Objective: Copy each line holding the string "that".

Supplied material:

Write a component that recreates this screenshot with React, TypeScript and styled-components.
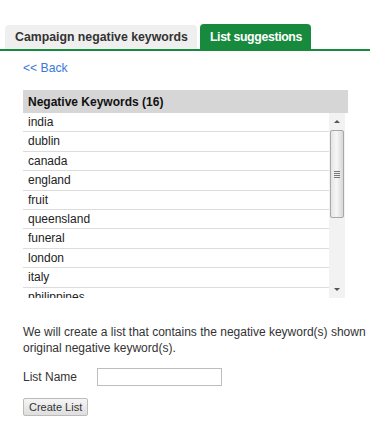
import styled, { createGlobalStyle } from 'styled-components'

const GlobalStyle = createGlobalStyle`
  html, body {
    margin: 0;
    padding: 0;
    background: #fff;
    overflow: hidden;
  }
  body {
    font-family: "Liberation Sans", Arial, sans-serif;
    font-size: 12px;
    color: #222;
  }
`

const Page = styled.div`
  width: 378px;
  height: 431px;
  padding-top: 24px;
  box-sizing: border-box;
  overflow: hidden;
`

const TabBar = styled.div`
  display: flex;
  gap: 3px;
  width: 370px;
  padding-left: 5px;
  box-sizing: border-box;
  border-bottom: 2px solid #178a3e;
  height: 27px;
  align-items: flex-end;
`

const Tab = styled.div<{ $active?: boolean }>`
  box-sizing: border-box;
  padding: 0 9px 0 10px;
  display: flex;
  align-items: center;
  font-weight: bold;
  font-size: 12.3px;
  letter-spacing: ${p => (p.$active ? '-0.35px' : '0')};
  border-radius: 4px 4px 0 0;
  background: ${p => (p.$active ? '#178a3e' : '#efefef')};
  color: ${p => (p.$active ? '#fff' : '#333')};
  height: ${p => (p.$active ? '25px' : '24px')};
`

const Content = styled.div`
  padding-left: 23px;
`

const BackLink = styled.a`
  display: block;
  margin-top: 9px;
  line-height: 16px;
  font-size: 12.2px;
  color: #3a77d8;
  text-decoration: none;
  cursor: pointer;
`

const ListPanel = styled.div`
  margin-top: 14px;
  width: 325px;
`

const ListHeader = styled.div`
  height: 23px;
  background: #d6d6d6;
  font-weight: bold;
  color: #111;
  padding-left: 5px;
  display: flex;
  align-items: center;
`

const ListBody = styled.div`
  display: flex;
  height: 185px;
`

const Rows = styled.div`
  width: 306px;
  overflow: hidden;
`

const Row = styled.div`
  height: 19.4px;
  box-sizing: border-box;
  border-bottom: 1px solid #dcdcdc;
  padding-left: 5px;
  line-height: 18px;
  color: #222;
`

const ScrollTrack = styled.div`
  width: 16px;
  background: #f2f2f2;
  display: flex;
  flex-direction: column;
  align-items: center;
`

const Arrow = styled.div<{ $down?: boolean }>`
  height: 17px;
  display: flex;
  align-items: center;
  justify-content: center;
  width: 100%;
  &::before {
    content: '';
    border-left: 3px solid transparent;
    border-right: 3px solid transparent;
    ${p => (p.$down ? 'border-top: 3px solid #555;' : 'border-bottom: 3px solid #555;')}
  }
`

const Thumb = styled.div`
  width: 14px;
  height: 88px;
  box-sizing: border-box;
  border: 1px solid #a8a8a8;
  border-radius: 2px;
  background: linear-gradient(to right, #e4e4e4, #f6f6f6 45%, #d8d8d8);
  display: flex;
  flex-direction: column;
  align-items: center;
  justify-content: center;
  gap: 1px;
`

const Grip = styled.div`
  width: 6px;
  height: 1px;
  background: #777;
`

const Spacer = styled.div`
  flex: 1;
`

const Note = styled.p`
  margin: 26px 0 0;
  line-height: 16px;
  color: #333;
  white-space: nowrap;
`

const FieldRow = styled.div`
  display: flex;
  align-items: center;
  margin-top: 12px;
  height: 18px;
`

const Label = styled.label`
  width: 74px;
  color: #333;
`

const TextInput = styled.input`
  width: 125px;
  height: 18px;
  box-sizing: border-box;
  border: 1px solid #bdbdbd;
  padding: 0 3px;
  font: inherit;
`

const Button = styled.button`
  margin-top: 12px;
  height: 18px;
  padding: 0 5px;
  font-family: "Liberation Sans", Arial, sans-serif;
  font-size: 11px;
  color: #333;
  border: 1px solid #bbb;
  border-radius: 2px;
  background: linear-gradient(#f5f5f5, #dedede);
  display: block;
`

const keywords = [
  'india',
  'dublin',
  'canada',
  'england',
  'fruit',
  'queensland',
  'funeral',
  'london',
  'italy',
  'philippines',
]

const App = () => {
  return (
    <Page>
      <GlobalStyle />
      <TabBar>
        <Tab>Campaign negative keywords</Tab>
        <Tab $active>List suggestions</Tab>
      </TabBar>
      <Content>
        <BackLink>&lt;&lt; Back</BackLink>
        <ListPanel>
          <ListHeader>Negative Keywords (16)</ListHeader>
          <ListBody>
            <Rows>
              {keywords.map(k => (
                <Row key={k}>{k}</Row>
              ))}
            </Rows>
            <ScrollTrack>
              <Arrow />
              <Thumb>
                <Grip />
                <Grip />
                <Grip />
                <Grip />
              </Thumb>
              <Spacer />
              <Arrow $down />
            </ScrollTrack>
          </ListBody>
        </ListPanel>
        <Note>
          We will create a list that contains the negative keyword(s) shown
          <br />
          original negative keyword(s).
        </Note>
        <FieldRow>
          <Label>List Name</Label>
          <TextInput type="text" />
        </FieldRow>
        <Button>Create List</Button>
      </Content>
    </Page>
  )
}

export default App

Response for this exercise:
Write a component that recreates this screenshot with React, TypeScript and styled-components.
          We will create a list that contains the negative keyword(s) shown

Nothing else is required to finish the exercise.